Problem description: Output the lines below exactly, please, from the first line until the line with "import React from 'react';", counting both.

:::::

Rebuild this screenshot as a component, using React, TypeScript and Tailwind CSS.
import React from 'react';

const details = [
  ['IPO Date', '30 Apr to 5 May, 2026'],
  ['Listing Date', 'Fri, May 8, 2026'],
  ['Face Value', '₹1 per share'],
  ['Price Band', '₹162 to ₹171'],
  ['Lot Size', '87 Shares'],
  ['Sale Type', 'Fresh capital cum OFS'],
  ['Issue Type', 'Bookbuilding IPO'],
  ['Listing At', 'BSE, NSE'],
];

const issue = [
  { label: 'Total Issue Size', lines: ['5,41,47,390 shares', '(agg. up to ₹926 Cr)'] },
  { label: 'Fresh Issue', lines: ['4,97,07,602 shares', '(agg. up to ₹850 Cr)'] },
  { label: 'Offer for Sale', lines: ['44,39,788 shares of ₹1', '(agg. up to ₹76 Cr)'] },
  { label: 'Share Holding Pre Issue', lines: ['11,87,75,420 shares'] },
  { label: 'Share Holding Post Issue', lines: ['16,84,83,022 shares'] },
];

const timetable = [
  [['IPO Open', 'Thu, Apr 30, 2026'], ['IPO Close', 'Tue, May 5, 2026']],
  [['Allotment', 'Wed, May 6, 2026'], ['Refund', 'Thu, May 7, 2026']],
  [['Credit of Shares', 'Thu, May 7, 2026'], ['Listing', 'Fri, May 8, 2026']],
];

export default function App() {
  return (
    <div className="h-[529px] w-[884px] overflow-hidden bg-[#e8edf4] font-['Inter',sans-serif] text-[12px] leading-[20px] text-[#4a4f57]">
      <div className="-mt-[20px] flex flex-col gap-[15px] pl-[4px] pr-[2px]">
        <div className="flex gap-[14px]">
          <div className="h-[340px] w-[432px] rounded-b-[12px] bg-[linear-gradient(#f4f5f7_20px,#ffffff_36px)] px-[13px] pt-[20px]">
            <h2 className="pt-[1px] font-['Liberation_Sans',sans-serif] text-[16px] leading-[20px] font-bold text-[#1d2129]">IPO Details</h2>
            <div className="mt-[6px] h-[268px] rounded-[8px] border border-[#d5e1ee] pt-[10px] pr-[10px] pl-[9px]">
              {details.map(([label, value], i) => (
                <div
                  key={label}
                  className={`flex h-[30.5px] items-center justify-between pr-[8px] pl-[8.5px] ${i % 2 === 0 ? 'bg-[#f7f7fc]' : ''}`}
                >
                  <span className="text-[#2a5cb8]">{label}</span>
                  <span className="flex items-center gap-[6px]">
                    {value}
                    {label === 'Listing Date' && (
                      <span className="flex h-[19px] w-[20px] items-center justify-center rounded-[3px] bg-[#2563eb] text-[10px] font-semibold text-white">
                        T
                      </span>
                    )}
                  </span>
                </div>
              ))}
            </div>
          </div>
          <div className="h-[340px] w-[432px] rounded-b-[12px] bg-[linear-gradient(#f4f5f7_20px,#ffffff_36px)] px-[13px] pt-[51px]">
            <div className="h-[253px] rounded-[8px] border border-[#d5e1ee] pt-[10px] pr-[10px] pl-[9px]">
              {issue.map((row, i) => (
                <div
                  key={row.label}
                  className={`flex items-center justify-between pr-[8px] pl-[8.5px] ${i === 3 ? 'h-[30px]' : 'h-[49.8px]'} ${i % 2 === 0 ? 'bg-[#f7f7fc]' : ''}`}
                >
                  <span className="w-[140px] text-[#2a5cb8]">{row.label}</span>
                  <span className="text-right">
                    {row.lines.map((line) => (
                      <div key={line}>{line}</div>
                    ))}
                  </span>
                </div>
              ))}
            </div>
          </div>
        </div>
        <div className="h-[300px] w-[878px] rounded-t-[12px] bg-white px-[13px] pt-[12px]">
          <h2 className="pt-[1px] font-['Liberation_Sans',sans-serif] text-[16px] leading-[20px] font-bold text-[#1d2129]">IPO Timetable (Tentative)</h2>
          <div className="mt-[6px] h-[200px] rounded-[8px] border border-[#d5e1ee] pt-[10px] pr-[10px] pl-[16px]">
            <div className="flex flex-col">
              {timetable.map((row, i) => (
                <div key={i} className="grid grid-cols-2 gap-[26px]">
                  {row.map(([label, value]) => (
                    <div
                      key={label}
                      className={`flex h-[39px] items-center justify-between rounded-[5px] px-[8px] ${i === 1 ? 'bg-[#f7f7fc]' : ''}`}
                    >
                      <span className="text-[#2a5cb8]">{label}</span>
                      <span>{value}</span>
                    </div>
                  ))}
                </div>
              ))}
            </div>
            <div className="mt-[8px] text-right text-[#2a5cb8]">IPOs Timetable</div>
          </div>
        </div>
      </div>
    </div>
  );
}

:::::

Worked answer:
Rebuild this screenshot as a component, using React, TypeScript and Tailwind CSS.
import React from 'react';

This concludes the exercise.